Except no, it really doesn’t.

The counselor’s reaction was pretty immediate and EXTREMELY surprised. Clearly she didn’t take Sophie as someone with a disability (probably because she doesn’t have one), and she made Sophie–while they were sitting together–sign up for an appointment with a disabilities counselor. Of course, by this point Sophie was beginning to realize her mistake, but being the socially uncomfortable people we are, she had no idea how to back-pedal. And so, she let the counselor continue to talk as she gave her pamphlet after pamphlet on how to “deal with your disability”.  Including self-esteem pamphlets that recommended the following: blow bubbles, shout ‘ta-da’ when a task has been accomplished’, and alternating nostril breathing.

I have no idea what that last one is, but I’m sure it does help…?

Now, this isn’t to say that if you have a disability anything is wrong with you, or that you shouldn’t get help if you do have a disability.
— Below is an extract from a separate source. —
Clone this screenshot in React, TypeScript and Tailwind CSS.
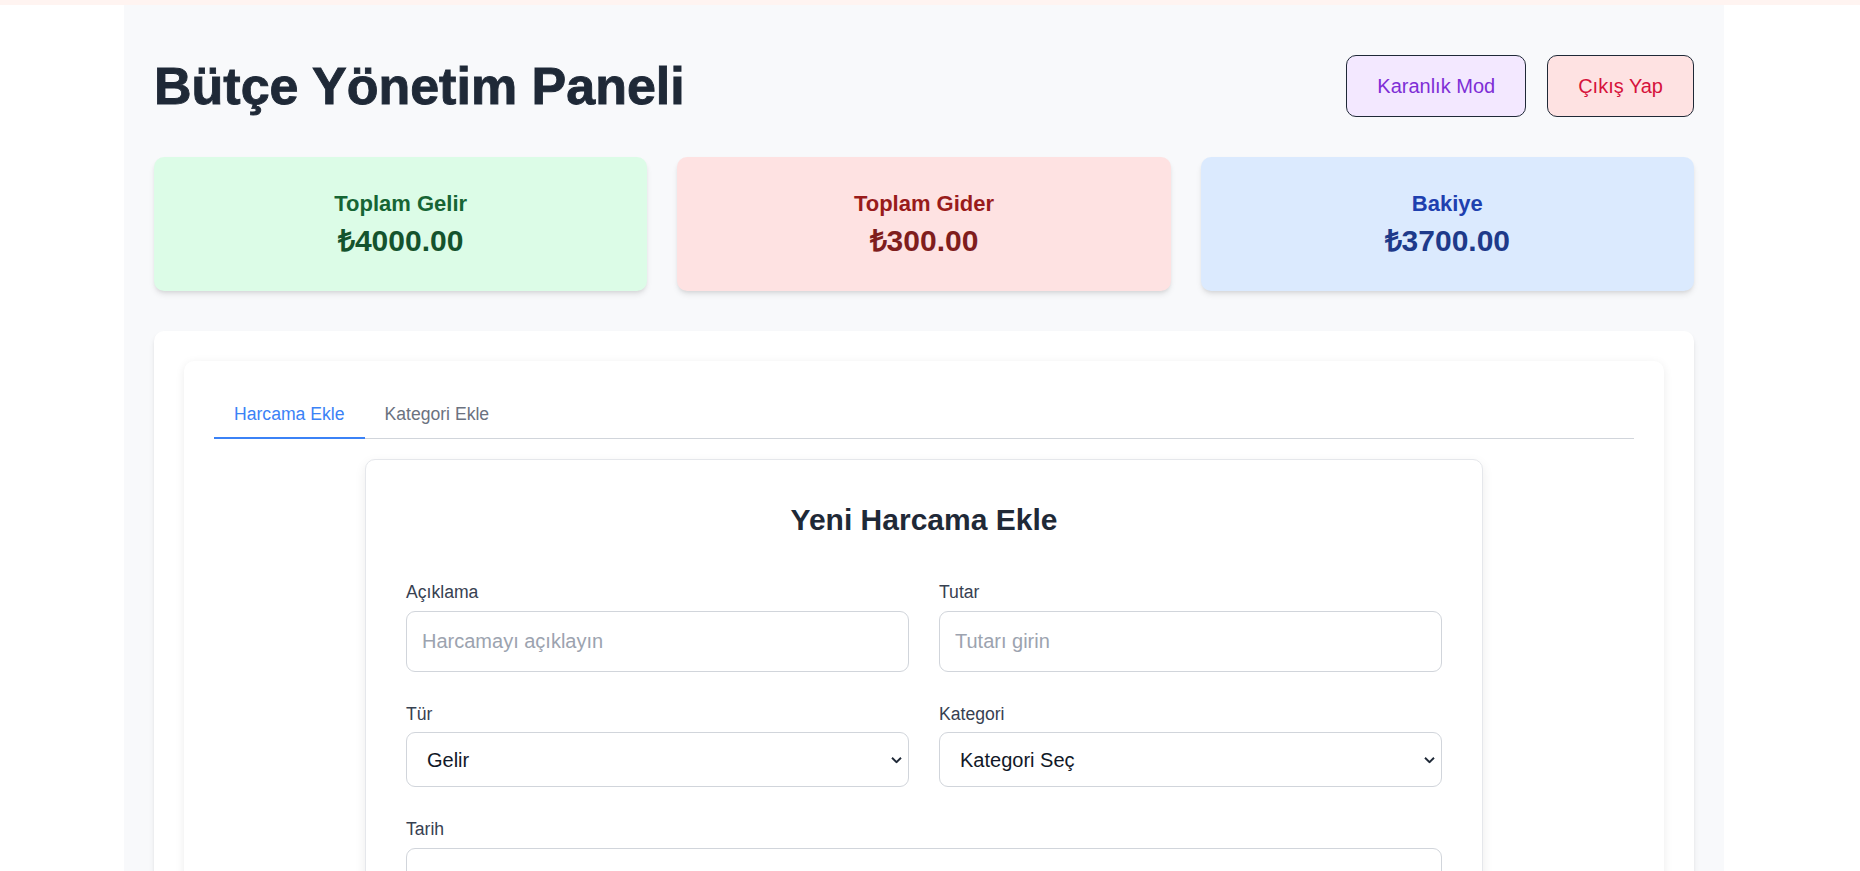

The fact that these programs are available is great. However, Sophie doesn’t have any disabilities, and yet she couldn’t tell the counselor that she had made a mistake. She just kept falling deeper and deeper into a lie she hadn’t even intended to tell.

I have no idea how I would have handled the situation myself. If I’m being honest, it probably would have ended up the same way 🙂

And thus we are friends!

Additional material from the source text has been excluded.